Late this evening, we voted on the largest tax shift in the history of the state, accounting for between $12 and $14 billion dollars. An amendment was offered to HB 683, which added the language of SB 76. This amendment proposed to essentially eliminate school property taxes, in exchange for a higher and broader sales tax, and a higher income tax. For the first time since I’ve been in the Senate, the floor vote on an amendment was tied, 24 to 24, leaving the President of the Senate to cast the deciding vote. Lt. Governor Mike Stack voted “no,” officially killing the amendment. I supported this measure and particularly appreciated the fiscal accountability it brought to education funding. With regular tax increases in most school districts, taxpayers are justifiably angry with some fearing the loss of their home due to their tax burden. The Governor went on record with this vote tonight, putting the special interests of the bureaucracy above many who struggle to keep a roof over their head. He brought up property tax relief during his campaign and made it part of the budget debate. His proposals and actions tonight, however, should make it clear to the public what he really wants: tax increases.

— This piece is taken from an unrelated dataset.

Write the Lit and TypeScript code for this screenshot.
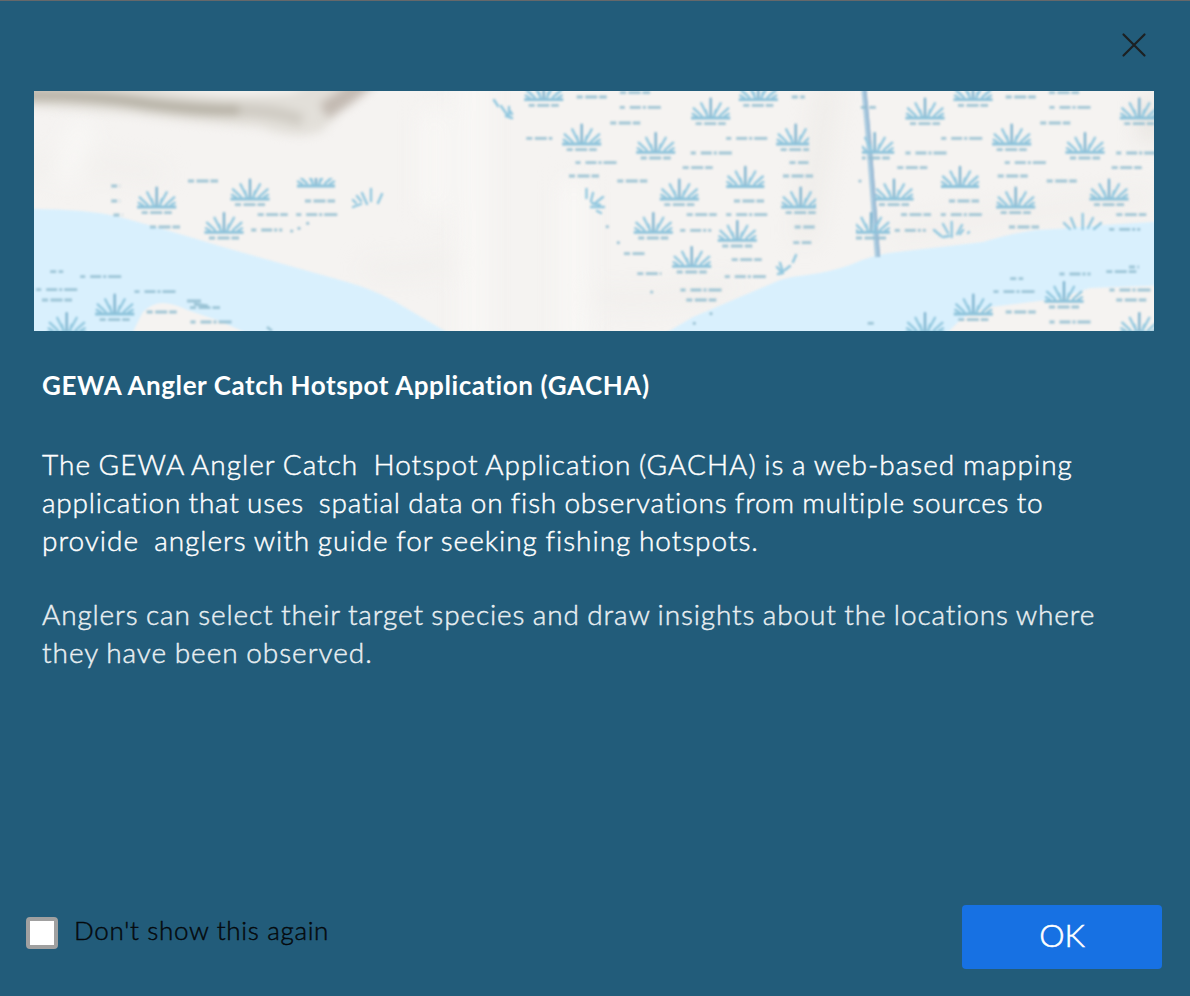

“Don’t let the facts get in the way of a good story”

Article posted on November 22, 2015

There really wasn’t much of interest today in the papers. I see inaccurate information frequently in the press and did today. Many of the issues they cover are complicated and they say something that’s close, but not right. Sometimes that inaccuracy doesn’t make much difference in the scheme of things, sometimes it does. In either case, the press doesn’t do a good job of correcting their errors. If you point out a mistake on a front page story, you’ll be lucky if they mention it later on an inside page that almost no one sees. The best you can hope for is that they don’t repeat what they now have been told is wrong. But, sometimes that doesn’t work either. Most reporters are pretty fair, on balance. But, there is a goodly portion who have their own agenda. As I have heard good reporters say about their predisposed brethren, “don’t let the facts get in the way of a good story.”


If he makes good on that commitment

Article posted on November 21, 2015

I was around the district today and heard mostly about the Syrian refugee issue. After news that the budget would be done by Thanksgiving has shown to be incorrect, people are asking, how soon? I explain that there is some agreement as to the parameters of a budget, but the details have not come together and may not for days or weeks. The Governor said previously that he would agree to a temporary budget when this point in the negotiations was reached. I think that we will find out this coming week if he makes good on that commitment by allowing funding to flow to counties, schools and social service agencies.